Linangkit is a generic term for a needlework technique that is a unique feature of textiles worn by several indigenous groups on the west coast of Sabah and in Kudat in the north with traditional links to Mindanao in the southern Philippines, from where the technique, now obsolete, is believed to originate. Although linangkit is generally translated as “tapestry weave”, no loom, warp or weft threads are involved. A needle and thread are used to simultaneously create and decorate a narrow, compact panel for joining two pieces of handwoven cloth or the seams of costumes. The complex, laborious needlework requires inordinate patience, skill and good eyesight.

Two lengths of usually black cloth, placed a little distance apart, provide the base. A series of identical and interconnecting knots are then constructed to create the fabric in the gap. The technique generally produces geometric patterns, a distinct feature of the textile. Variations occur in the width and length of the panel required depending on its use and the choice of motifs. Through the use of different coloured embroidery threads and several needles, complex patterns and motifs can be linked together. The fabric created is so sturdy that fine pieces are recycled for use on newer items of clothing.

A linangkit panel, needle woven using identical interconnecting knots, joins two black panels of a ceremonial costume, further embellished with braid and sequins. © Malaysian Handicraft Development Corporation

The indigenous groups of the north and west have their own repertoire of linangkit patterns, identifiable by motifs and colours. The Lotud are famous for the use of bright orange and red threads to create geometric patterns largely inspired by melon seeds, used as panels on tubular skirts, shoulder scarves, jackets and trousers. The Rungus create motifs in defined compartments using less dominant shades to decorate the seams of sarongs tied above the breast and the back of men’s trousers below the waistband.

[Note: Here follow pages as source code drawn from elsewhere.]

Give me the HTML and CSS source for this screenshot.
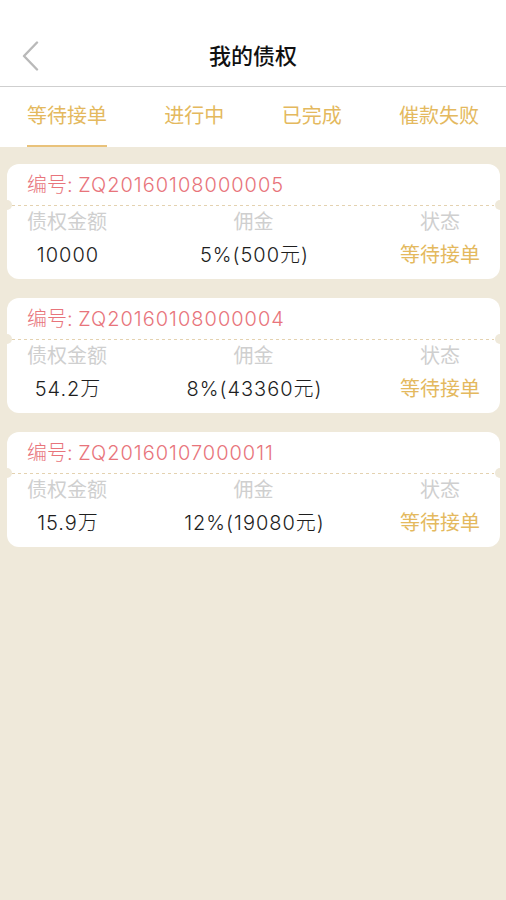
FILE: index.html
```html
<!DOCTYPE html>
<html lang="zh">
<head>
<meta charset="utf-8">
<title>我的债权</title>
<link rel="stylesheet" href="styles.css">
</head>
<body>
<header class="nav">
  <div class="nav-left">
    <svg class="back" width="18" height="30" viewBox="0 0 18 30"><path d="M16 1.5 L3 15 L16 28.5" fill="none" stroke="#b9b9b9" stroke-width="2.4" stroke-linecap="round" stroke-linejoin="round"/></svg>
  </div>
  <h1 class="title">我的债权</h1>
  <div class="nav-right"></div>
</header>
<nav class="tabs">
  <span class="tab active">等待接单</span>
  <span class="tab">进行中</span>
  <span class="tab">已完成</span>
  <span class="tab">催款失败</span>
</nav>
<main class="list">
  <section class="card">
    <div class="card-no">编号: <span class="num">ZQ20160108000005</span></div>
    <div class="dash"></div>
    <div class="grid labels"><span>债权金额</span><span>佣金</span><span>状态</span></div>
    <div class="grid values"><span class="num">10000</span><span class="num">5%(500元)</span><span class="status">等待接单</span></div>
  </section>
  <section class="card">
    <div class="card-no">编号: <span class="num">ZQ20160108000004</span></div>
    <div class="dash"></div>
    <div class="grid labels"><span>债权金额</span><span>佣金</span><span>状态</span></div>
    <div class="grid values"><span class="num">54.2万</span><span class="num">8%(43360元)</span><span class="status">等待接单</span></div>
  </section>
  <section class="card">
    <div class="card-no">编号: <span class="num">ZQ20160107000011</span></div>
    <div class="dash"></div>
    <div class="grid labels"><span>债权金额</span><span>佣金</span><span>状态</span></div>
    <div class="grid values"><span class="num">15.9万</span><span class="num">12%(19080元)</span><span class="status">等待接单</span></div>
  </section>
</main>
</body>
</html>
```

FILE: styles.css
```css
* { box-sizing: border-box; }
html, body { margin: 0; padding: 0; }
body {
  background: #efe9da;
  font-family: "Inter", "Noto Sans CJK SC", sans-serif;
  width: 506px;
  min-height: 900px;
}
.nav {
  background: #fff;
  height: 87px;
  padding-top: 26px;
  border-bottom: 1px solid #cfcfcf;
  display: grid;
  grid-template-columns: 1fr auto 1fr;
  align-items: center;
}
.nav-left { padding-left: 21px; height: 60px; display: flex; align-items: center; }
.back { display: block; }
.title {
  margin: 0;
  font-size: 22px;
  font-weight: 500;
  color: #111;
  line-height: 60px;
}
.tabs {
  background: #fff;
  height: 60px;
  display: flex;
  justify-content: space-between;
  padding: 0 27px;
}
.tab {
  font-size: 20px;
  color: #e4b95e;
  line-height: 58px;
  height: 60px;
  border-bottom: 2px solid transparent;
}
.tab.active { border-bottom-color: #e9c27a; }
.list {
  padding: 17px 6px 0 7px;
  display: flex;
  flex-direction: column;
  gap: 19px;
}
.card {
  position: relative;
  background: #fff;
  border-radius: 12px;
  height: 115px;
  padding: 7px 0 0;
}
.card::before, .card::after {
  content: "";
  position: absolute;
  top: 36px;
  width: 10px;
  height: 10px;
  border-radius: 50%;
  background: #efe9da;
}
.card::before { left: -5px; }
.card::after { right: -5px; }
.card-no {
  padding-left: 20px;
  font-size: 20px;
  line-height: 28px;
  color: #e8747b;
  font-weight: 300;
}
.num { letter-spacing: 1px; }
.values .num { margin-left: 2px; }
.dash {
  margin: 6px 6px 0 5px;
  height: 1px;
  background-image: linear-gradient(to right, #e4d2b0 50%, transparent 50%);
  background-size: 6px 1px;
}
.grid {
  display: grid;
  grid-template-columns: 120px 1fr 120px;
  text-align: center;
  font-size: 20px;
  line-height: 28px;
}
.labels { margin-top: 2px; color: #cfcfcf; }
.values { margin-top: 5px; color: #1e1e1e; font-weight: 300; }
.values .status { color: #e4b95e; font-weight: 400; }
```
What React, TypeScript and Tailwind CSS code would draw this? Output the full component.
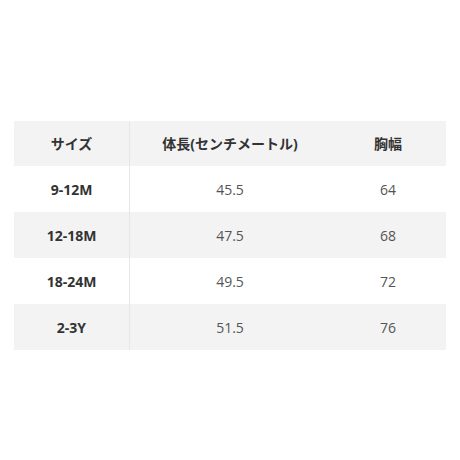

The Bajau create linangkit for the front of long black ceremonial or matrimonial skirts, while the Iranun decorate long skirts.  

Although linangkit is a declining art due to the laborious process needed to produce good quality pieces, it remains an integral component of traditional costumes. For this reason, linangkit production is actively encouraged and promoted by state and federal government craft development agencies and cultural NGOs. Visitors can view the craft at the Linangkit Cultural Village in Tuaran.